Are you wondering if you should try a gluten-free diet to reduce autism symptoms in your child? Or maybe keto instead? Let’s discuss what the best diet for an autistic child is.
Finding the best autism diet for your child
Here are helpful points to keep in mind when choosing the diet that is best for your autistic child.
Origin of autism diet concept
Before learning what the best diet is for your autistic child, or whether a diet will create the results you want, you first need to understand where the concept comes from.
The use of special diets for autistic children traces back only to Andrew Wakefield, a British anti-vaccine activist who lost his medical license due to falsified data. His studies link the MMR vaccine to autism and support reducing autism symptoms with restrictive diets.
Wakefield coined “autistic entercolitis”, claiming autistic children were more likely to have gastrointestinal issues. He filed patents for an autism cure and “planned to make millions”. His infamous documentary, Vaxxed, alluded to autistic people being broken, non-humans that people should rid themselves of.
Although the majority of Wakefield’s studies were withdrawn from medical journals, more articles about autism diets have been written since. There are also self-reporting “studies”, usually from non-autistic parents or doctors of autistic children, but self-reporting is unreliable data.

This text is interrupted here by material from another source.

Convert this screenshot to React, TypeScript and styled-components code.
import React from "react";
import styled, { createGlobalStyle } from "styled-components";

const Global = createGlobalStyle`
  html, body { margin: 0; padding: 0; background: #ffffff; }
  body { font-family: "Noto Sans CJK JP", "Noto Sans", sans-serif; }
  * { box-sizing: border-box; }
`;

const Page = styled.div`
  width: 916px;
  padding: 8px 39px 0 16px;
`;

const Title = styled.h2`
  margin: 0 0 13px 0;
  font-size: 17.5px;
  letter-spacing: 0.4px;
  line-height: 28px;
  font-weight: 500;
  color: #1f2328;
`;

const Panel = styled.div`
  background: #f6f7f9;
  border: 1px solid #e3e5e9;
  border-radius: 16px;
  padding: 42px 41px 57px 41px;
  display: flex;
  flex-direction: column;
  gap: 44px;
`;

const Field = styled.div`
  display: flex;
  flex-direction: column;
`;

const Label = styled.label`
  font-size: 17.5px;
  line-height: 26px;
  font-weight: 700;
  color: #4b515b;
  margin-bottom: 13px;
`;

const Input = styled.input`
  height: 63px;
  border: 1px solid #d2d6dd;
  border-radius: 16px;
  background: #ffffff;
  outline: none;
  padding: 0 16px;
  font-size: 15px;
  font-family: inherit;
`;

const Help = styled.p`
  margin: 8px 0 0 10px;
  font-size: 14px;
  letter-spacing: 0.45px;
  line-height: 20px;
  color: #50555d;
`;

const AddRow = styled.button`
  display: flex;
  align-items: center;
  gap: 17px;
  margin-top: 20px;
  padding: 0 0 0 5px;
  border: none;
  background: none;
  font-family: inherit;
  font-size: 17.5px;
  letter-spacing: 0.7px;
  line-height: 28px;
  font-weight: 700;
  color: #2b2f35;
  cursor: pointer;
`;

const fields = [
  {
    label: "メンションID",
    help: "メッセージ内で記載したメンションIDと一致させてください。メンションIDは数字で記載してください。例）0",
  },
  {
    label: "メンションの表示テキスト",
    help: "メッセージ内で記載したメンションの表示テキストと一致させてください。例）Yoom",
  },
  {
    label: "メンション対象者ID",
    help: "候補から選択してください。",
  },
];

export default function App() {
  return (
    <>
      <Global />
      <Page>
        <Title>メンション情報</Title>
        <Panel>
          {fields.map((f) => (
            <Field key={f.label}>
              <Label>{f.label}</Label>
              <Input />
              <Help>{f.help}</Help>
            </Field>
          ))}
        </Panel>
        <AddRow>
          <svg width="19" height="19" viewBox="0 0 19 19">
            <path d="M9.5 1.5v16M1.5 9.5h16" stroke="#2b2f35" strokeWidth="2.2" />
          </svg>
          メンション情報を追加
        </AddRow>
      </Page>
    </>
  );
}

Studies based on legitimate science don’t support a special autism diet. To this day, there is no evidence supporting whether special diets help autistic people. There is no evidence pointing to food allergies, food sensitivities and/or gastrointestinal issues causing autism, either.
Diets don’t treat autism
There is no autism treatment or cure, nor does there need to be one. Autistic people need acceptance and empathy, not to be viewed as villains.
Is your autistic child is less whiny, jittery, and stressed after cutting out milk, gluten or other foods? You didn’t treat their autism. You treated a food allergy, food sensitivity, or gut issue.

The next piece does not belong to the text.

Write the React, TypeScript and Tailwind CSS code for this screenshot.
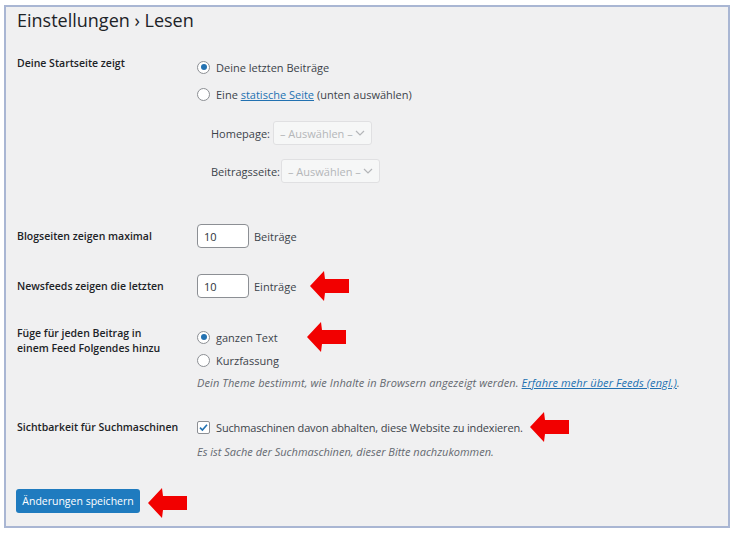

Any lactose intolerant individual will tell you they are more irritable when they are in pain after eating too much cheese. Autistic people are overstimulated when they feel sick, making them prone to meltdowns and acting out.
In a child’s mind, the food they are given is safe. If you tell a toddler that chocolate is actually strawberry, and they don’t know otherwise, they’re going to believe you. If you tell a child that the food you’ve given them is safe, they’re going to think that their bodily reactions to certain foods are all in their heads — or just them.
Anna Piwowarczyk, et al, found no correlation between gluten-/casein-free diets and improved behavior in autistic children.
Autistic children are not more likely to experience gastrointestinal issues, food allergies or food sensitivities than non-autistic children. Rather, autistic children are less likely to speak up about them and more likely to be ignored about their struggles.
Non-autistic children go years without getting diagnosed with such medical issues because they are capable of functioning in a society, of asking, “How are you?” without expecting a real response.
In other words, research supporting special diets for autism are not “mixed” or “undecided” — they’re based on falsified data by discredited doctor. Removing foods that cause anyone pain may improve behavior.
Dangers of putting your child on a special diet
A common go-to diet for autistic children is the ketogenic diet, which was developed to treat epilepsy before introducing anticonvulsant medications. Autism is not a seizure disorder, but people can be both autistic and epileptic. People can be non-autistic and epileptic, too.
Keto is a seriously restrictive diet for people who do not need to go on it. Risks include dehydration, lost electrolytes, kidney stones, low blood pressure, nutrient deficiencies, and increased risk of heart disease.
Autistic people are more susceptible to developing eating disorders, especially avoidant/restrictive food intake disorder (ARFID). Alexithymia may prevent autistic people from identifying hunger cues, which prevents autistic individuals from eating when they need to. Unnecessary special diets lead to bad eating habits where guilt and shame shape how they eat.
Autistics die of malnutrition because they won’t eat. Limiting what foods they’re allowed to eat will not work in your favor. They will not eat carrots instead of cheese puffs if they’re hungry enough — they just won’t eat. The sensory aspect of carrots and cheese puffs are not the same. You’d have better luck with veggie puff chips than carrots.
What is the best diet for autism?
The absolute best diet for autistic children is whatever they will eat. It’s letting them play with their food, so they explore all the sensory aspects.
Keeping snack foods, and their safefoods and samefoods, will allow them better food freedom than a restrictive diet.
To clarify:
- Safefoods bring comfort, joy, happiness or nostalgia when the autistic person eats them.
- Samefoods are foods that an autistic person could eat every single day.
If you keep enough of your child’s safefoods in stock, you can avoid the problem of samefoods thanks to the variety.
With these recommendations in mind, you’ll be able to create the best diet for your autistic child that will lead to their wellness, growth, and optimal nutrition.